══ Input for this task
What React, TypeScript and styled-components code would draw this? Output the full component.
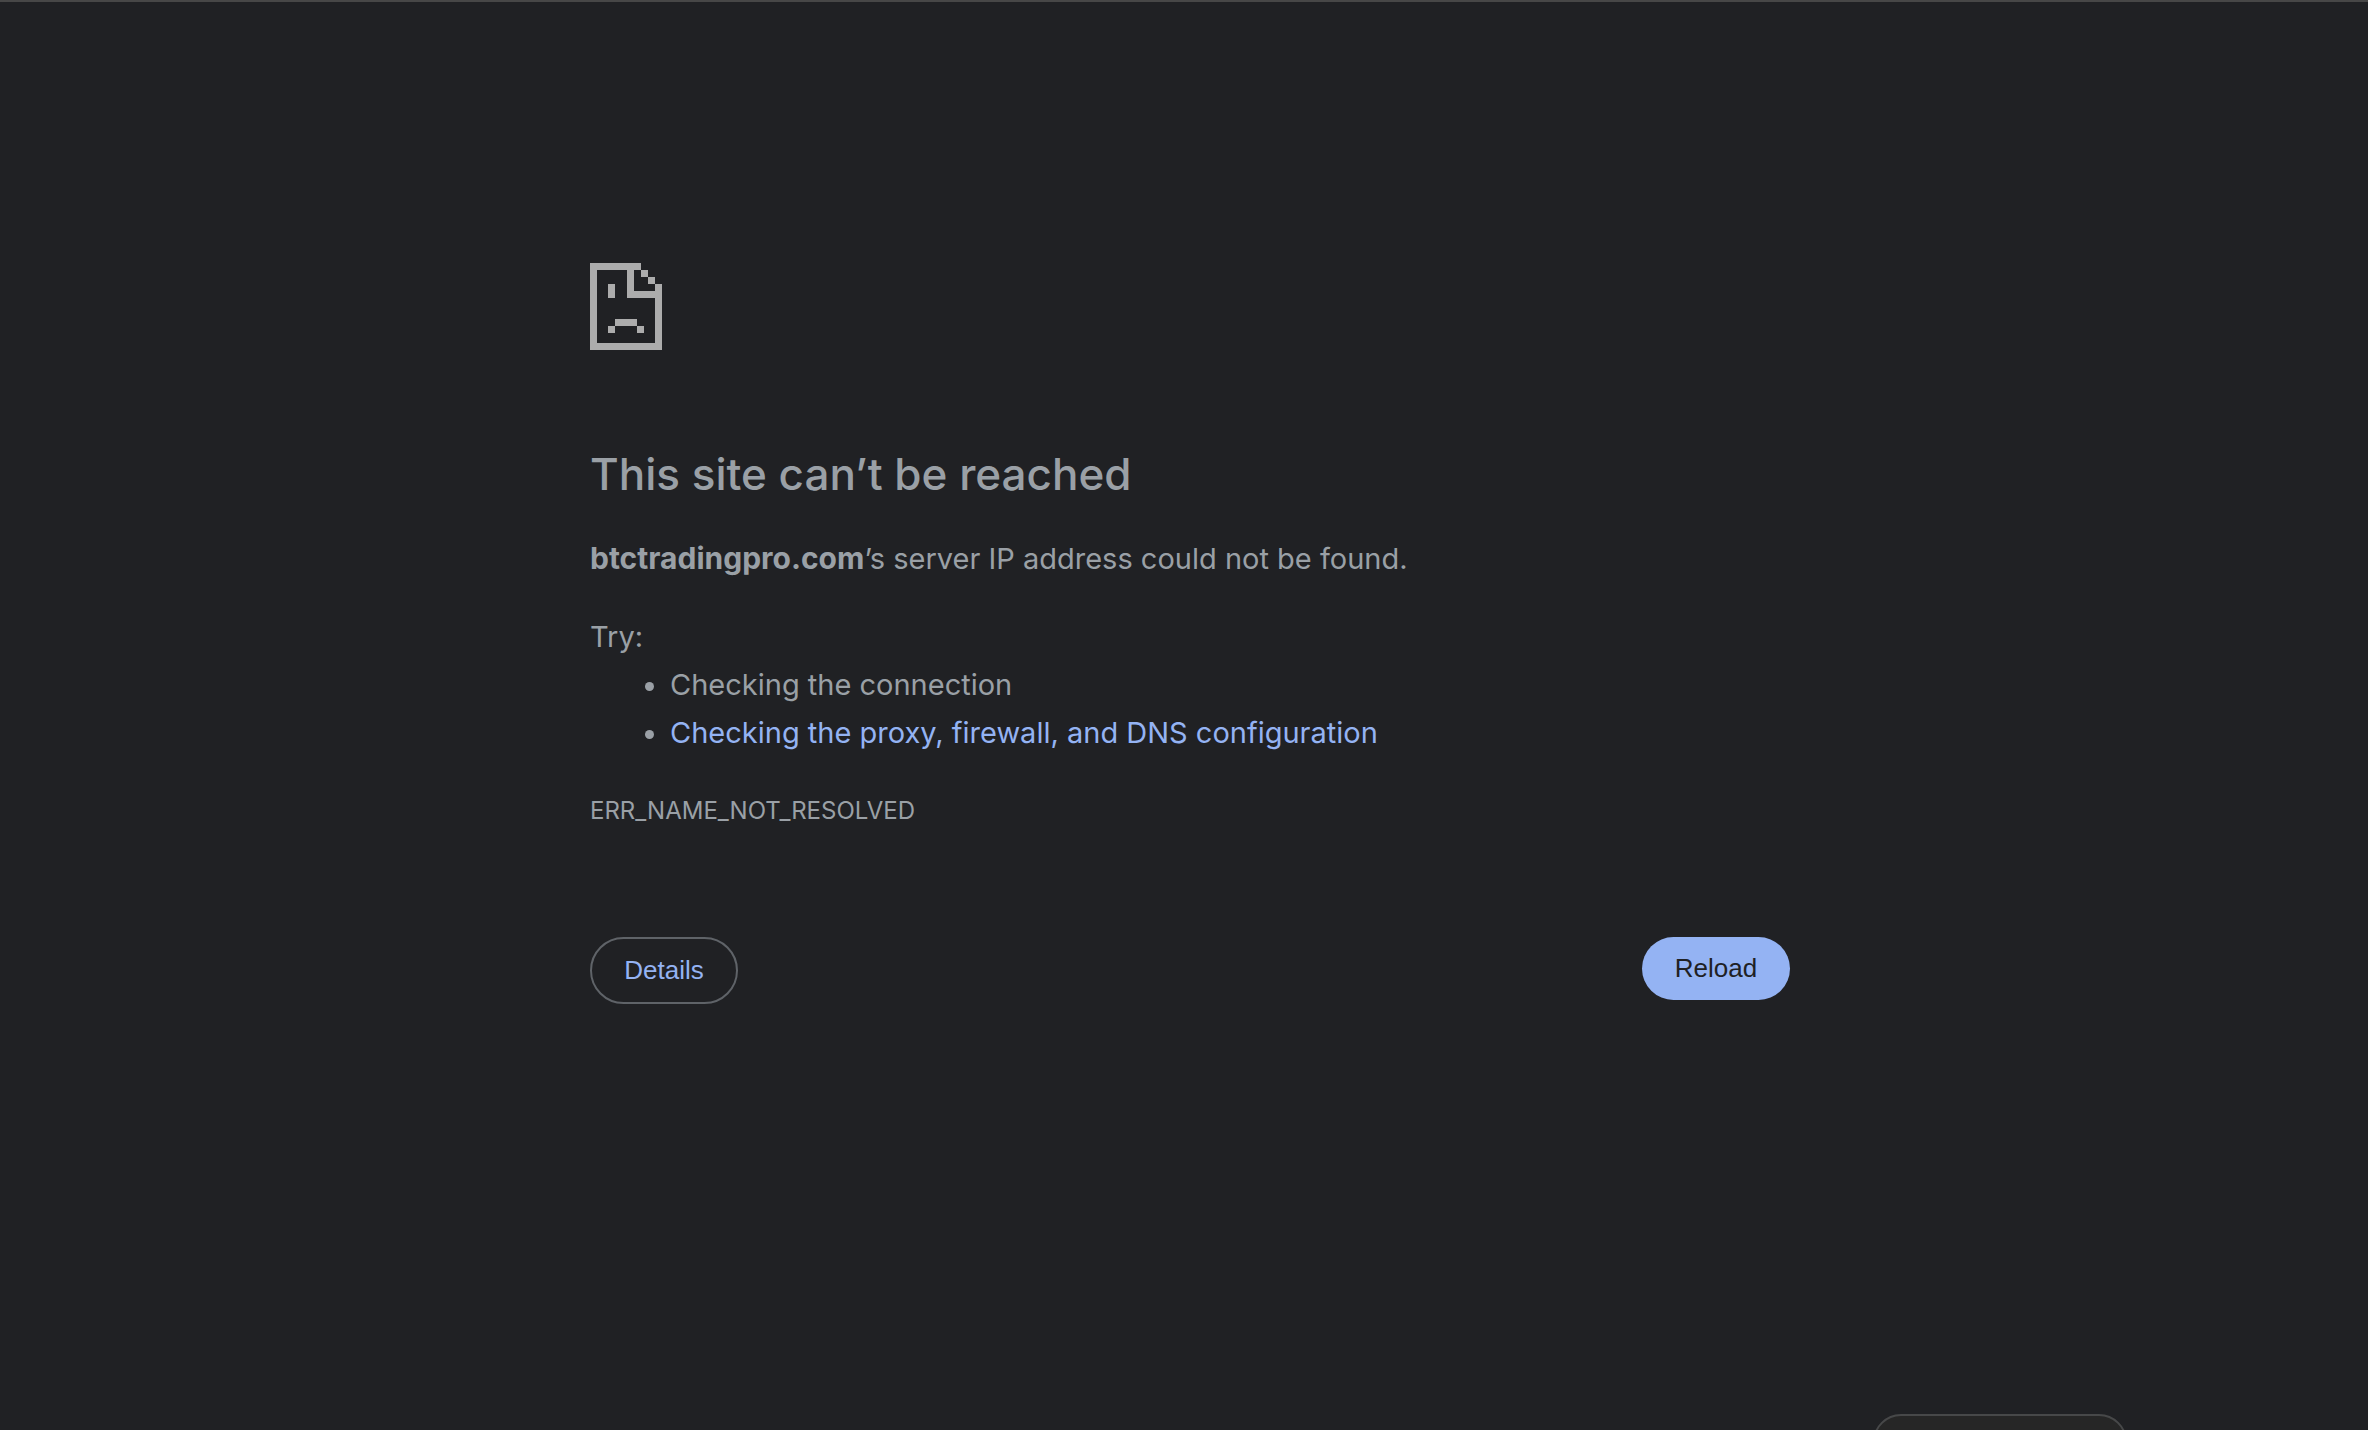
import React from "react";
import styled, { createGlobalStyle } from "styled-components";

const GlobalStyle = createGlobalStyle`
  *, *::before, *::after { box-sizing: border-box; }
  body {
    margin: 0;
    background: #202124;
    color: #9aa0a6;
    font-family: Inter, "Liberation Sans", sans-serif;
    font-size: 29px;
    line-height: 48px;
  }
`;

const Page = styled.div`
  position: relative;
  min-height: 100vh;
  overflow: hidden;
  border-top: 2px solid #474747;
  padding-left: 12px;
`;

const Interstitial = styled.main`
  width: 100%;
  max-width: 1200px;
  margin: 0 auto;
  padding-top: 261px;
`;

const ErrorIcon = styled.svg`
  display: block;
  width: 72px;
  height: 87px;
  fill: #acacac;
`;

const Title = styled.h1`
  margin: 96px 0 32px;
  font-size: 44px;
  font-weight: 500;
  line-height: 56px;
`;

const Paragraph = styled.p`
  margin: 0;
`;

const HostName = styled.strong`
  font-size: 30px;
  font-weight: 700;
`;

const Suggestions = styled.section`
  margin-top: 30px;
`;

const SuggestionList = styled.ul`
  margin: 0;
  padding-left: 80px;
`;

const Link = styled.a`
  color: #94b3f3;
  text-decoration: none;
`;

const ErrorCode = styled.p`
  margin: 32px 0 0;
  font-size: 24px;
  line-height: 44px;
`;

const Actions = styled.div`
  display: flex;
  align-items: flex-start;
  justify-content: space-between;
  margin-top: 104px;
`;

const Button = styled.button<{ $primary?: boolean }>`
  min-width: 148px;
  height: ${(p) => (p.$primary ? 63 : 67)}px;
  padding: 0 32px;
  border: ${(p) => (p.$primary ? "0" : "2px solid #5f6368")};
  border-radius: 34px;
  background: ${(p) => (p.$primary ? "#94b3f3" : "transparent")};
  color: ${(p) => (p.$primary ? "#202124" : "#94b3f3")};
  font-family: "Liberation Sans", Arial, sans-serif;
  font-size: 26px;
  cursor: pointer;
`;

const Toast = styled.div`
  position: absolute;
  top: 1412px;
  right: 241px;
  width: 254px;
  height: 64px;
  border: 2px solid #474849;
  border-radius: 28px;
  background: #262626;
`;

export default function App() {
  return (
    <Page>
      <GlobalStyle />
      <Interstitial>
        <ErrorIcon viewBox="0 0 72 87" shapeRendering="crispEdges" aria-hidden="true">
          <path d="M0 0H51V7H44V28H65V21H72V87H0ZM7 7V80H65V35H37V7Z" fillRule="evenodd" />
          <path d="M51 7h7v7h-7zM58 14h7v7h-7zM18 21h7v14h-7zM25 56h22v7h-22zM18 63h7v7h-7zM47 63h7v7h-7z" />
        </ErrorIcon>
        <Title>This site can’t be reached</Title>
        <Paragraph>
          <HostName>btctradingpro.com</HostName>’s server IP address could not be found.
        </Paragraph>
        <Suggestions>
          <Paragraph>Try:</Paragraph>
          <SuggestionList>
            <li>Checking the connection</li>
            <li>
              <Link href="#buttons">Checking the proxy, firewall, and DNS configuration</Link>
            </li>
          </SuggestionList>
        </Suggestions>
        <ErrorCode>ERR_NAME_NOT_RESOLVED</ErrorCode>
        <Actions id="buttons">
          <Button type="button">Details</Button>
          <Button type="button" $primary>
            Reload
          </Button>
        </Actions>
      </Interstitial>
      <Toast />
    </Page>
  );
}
════
══ Input for this task
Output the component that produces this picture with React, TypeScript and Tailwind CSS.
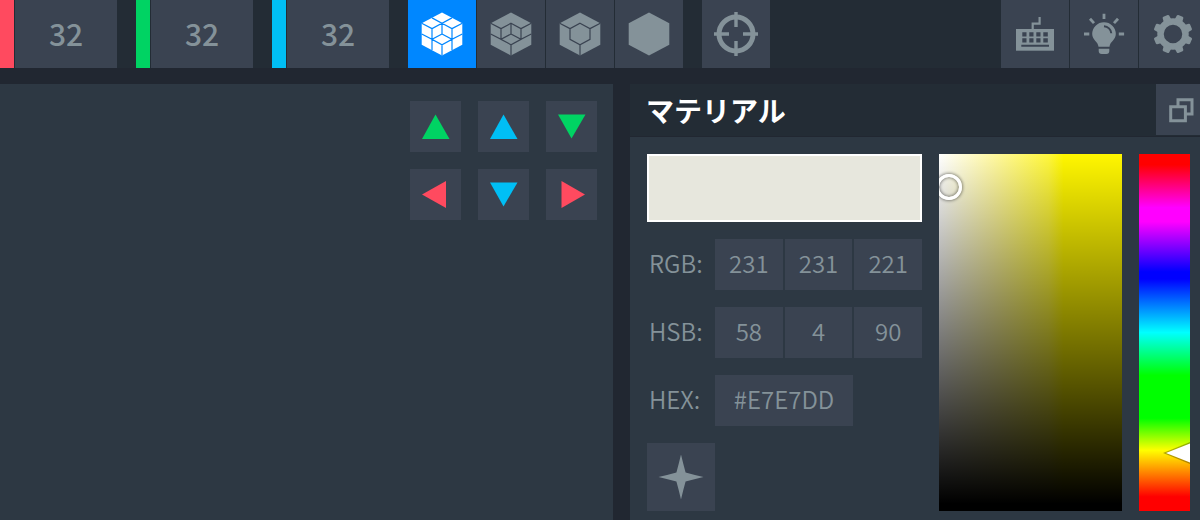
════
Scan the records for the string "components". Copy each line in which it appears.

What React, TypeScript and styled-components code would draw this? Output the full component.
import styled, { createGlobalStyle } from "styled-components";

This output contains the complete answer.